Exercise
Images appear in the records below; leave them out and repeat everything else exactly.
***** Supplied data
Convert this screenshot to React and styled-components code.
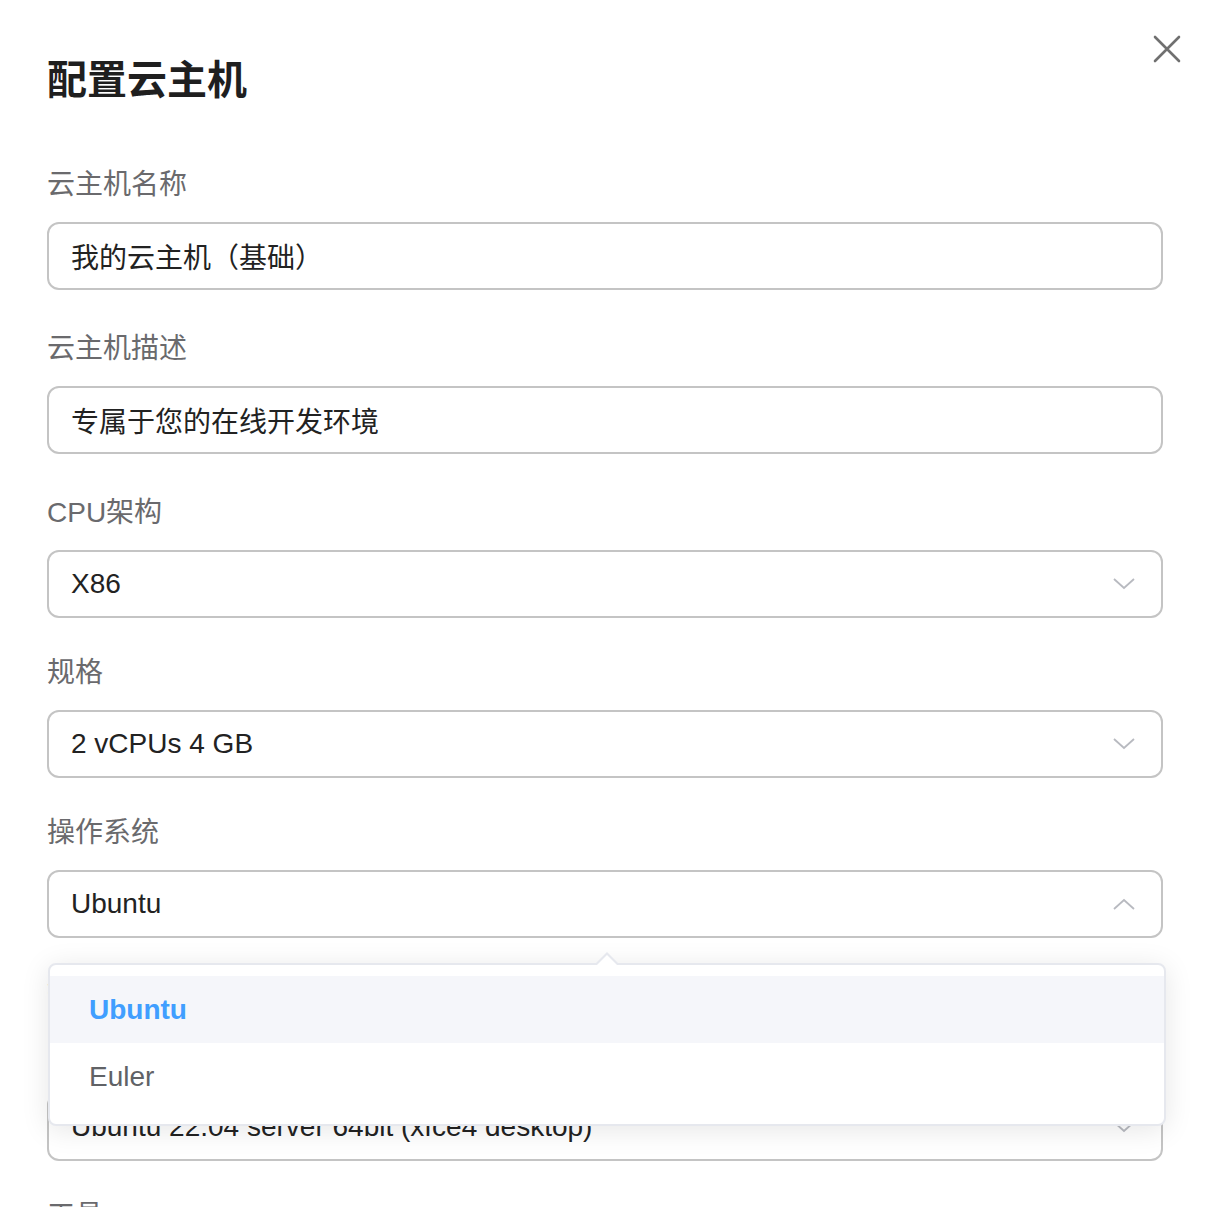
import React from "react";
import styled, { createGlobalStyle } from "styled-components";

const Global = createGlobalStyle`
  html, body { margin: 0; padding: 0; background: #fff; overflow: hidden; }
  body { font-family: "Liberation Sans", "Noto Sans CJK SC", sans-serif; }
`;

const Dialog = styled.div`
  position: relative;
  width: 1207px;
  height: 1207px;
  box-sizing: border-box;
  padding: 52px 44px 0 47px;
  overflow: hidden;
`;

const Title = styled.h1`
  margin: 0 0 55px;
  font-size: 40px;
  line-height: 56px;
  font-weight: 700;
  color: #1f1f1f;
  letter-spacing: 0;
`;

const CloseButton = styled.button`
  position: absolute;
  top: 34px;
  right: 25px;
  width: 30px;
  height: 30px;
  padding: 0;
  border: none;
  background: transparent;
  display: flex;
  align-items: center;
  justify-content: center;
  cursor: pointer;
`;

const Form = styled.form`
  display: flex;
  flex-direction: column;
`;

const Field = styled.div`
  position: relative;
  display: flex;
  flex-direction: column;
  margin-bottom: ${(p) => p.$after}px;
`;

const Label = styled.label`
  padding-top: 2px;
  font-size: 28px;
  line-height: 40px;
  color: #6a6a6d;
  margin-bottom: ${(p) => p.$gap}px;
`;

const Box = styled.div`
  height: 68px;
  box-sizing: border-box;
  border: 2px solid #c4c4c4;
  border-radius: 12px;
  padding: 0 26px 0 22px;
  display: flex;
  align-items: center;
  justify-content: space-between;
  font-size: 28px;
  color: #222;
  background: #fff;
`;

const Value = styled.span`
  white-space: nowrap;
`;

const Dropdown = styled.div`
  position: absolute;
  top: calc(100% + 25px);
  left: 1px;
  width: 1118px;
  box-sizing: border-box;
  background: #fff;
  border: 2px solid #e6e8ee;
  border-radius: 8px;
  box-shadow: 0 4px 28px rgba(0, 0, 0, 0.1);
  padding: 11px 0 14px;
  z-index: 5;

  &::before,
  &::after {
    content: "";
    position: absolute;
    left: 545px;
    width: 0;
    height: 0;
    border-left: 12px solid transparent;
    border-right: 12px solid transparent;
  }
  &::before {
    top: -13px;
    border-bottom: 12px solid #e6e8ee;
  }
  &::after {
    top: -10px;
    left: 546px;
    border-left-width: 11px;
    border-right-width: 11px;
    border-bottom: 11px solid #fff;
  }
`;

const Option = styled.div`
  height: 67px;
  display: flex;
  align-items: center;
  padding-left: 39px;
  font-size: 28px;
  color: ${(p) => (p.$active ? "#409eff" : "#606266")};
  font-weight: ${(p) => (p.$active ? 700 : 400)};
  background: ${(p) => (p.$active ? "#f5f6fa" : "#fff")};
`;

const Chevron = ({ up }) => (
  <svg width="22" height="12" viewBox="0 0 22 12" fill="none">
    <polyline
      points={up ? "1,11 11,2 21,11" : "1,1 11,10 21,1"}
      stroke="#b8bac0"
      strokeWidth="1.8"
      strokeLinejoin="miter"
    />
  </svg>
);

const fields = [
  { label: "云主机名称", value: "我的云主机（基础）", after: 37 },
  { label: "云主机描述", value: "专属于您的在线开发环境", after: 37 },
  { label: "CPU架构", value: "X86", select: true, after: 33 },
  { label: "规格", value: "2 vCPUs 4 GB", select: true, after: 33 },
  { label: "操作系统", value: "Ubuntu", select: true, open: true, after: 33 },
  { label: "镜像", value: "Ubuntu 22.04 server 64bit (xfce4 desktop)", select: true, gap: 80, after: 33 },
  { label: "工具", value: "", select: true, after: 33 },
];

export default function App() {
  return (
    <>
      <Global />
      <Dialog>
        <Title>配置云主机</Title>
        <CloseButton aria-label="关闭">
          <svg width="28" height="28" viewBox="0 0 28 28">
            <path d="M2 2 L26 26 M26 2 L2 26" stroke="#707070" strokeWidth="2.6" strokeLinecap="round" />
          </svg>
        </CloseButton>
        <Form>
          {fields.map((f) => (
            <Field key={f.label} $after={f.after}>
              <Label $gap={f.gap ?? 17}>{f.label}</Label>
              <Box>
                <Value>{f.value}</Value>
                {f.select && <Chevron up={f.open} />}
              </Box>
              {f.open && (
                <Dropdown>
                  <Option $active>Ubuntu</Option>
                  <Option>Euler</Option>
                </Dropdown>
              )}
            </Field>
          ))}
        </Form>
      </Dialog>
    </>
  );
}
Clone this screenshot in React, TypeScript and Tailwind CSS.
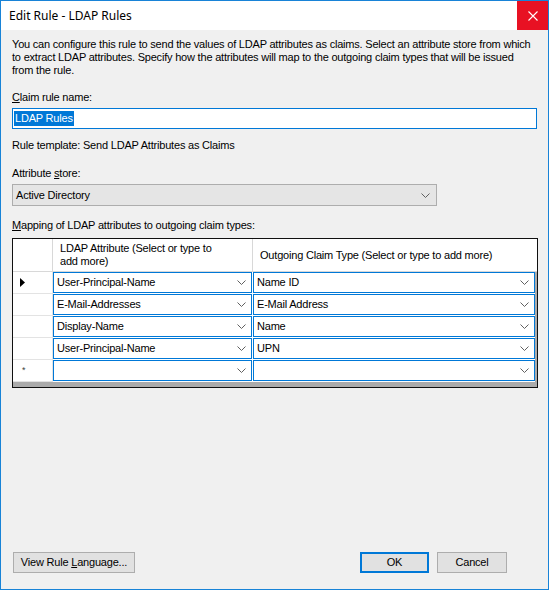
**********
Finished exercise
Convert this screenshot to React and styled-components code.
import React from "react";
import styled, { createGlobalStyle } from "styled-components";

const Global = createGlobalStyle`
  html, body { margin: 0; padding: 0; background: #fff; overflow: hidden; }
  body { font-family: "Liberation Sans", "Noto Sans CJK SC", sans-serif; }
`;

const Dialog = styled.div`
  position: relative;
  width: 1207px;
  height: 1207px;
  box-sizing: border-box;
  padding: 52px 44px 0 47px;
  overflow: hidden;
`;

const Title = styled.h1`
  margin: 0 0 55px;
  font-size: 40px;
  line-height: 56px;
  font-weight: 700;
  color: #1f1f1f;
  letter-spacing: 0;
`;

const CloseButton = styled.button`
  position: absolute;
  top: 34px;
  right: 25px;
  width: 30px;
  height: 30px;
  padding: 0;
  border: none;
  background: transparent;
  display: flex;
  align-items: center;
  justify-content: center;
  cursor: pointer;
`;

const Form = styled.form`
  display: flex;
  flex-direction: column;
`;

const Field = styled.div`
  position: relative;
  display: flex;
  flex-direction: column;
  margin-bottom: ${(p) => p.$after}px;
`;

const Label = styled.label`
  padding-top: 2px;
  font-size: 28px;
  line-height: 40px;
  color: #6a6a6d;
  margin-bottom: ${(p) => p.$gap}px;
`;

const Box = styled.div`
  height: 68px;
  box-sizing: border-box;
  border: 2px solid #c4c4c4;
  border-radius: 12px;
  padding: 0 26px 0 22px;
  display: flex;
  align-items: center;
  justify-content: space-between;
  font-size: 28px;
  color: #222;
  background: #fff;
`;

const Value = styled.span`
  white-space: nowrap;
`;

const Dropdown = styled.div`
  position: absolute;
  top: calc(100% + 25px);
  left: 1px;
  width: 1118px;
  box-sizing: border-box;
  background: #fff;
  border: 2px solid #e6e8ee;
  border-radius: 8px;
  box-shadow: 0 4px 28px rgba(0, 0, 0, 0.1);
  padding: 11px 0 14px;
  z-index: 5;

  &::before,
  &::after {
    content: "";
    position: absolute;
    left: 545px;
    width: 0;
    height: 0;
    border-left: 12px solid transparent;
    border-right: 12px solid transparent;
  }
  &::before {
    top: -13px;
    border-bottom: 12px solid #e6e8ee;
  }
  &::after {
    top: -10px;
    left: 546px;
    border-left-width: 11px;
    border-right-width: 11px;
    border-bottom: 11px solid #fff;
  }
`;

const Option = styled.div`
  height: 67px;
  display: flex;
  align-items: center;
  padding-left: 39px;
  font-size: 28px;
  color: ${(p) => (p.$active ? "#409eff" : "#606266")};
  font-weight: ${(p) => (p.$active ? 700 : 400)};
  background: ${(p) => (p.$active ? "#f5f6fa" : "#fff")};
`;

const Chevron = ({ up }) => (
  <svg width="22" height="12" viewBox="0 0 22 12" fill="none">
    <polyline
      points={up ? "1,11 11,2 21,11" : "1,1 11,10 21,1"}
      stroke="#b8bac0"
      strokeWidth="1.8"
      strokeLinejoin="miter"
    />
  </svg>
);

const fields = [
  { label: "云主机名称", value: "我的云主机（基础）", after: 37 },
  { label: "云主机描述", value: "专属于您的在线开发环境", after: 37 },
  { label: "CPU架构", value: "X86", select: true, after: 33 },
  { label: "规格", value: "2 vCPUs 4 GB", select: true, after: 33 },
  { label: "操作系统", value: "Ubuntu", select: true, open: true, after: 33 },
  { label: "镜像", value: "Ubuntu 22.04 server 64bit (xfce4 desktop)", select: true, gap: 80, after: 33 },
  { label: "工具", value: "", select: true, after: 33 },
];

export default function App() {
  return (
    <>
      <Global />
      <Dialog>
        <Title>配置云主机</Title>
        <CloseButton aria-label="关闭">
          <svg width="28" height="28" viewBox="0 0 28 28">
            <path d="M2 2 L26 26 M26 2 L2 26" stroke="#707070" strokeWidth="2.6" strokeLinecap="round" />
          </svg>
        </CloseButton>
        <Form>
          {fields.map((f) => (
            <Field key={f.label} $after={f.after}>
              <Label $gap={f.gap ?? 17}>{f.label}</Label>
              <Box>
                <Value>{f.value}</Value>
                {f.select && <Chevron up={f.open} />}
              </Box>
              {f.open && (
                <Dropdown>
                  <Option $active>Ubuntu</Option>
                  <Option>Euler</Option>
                </Dropdown>
              )}
            </Field>
          ))}
        </Form>
      </Dialog>
    </>
  );
}
Clone this screenshot in React, TypeScript and Tailwind CSS.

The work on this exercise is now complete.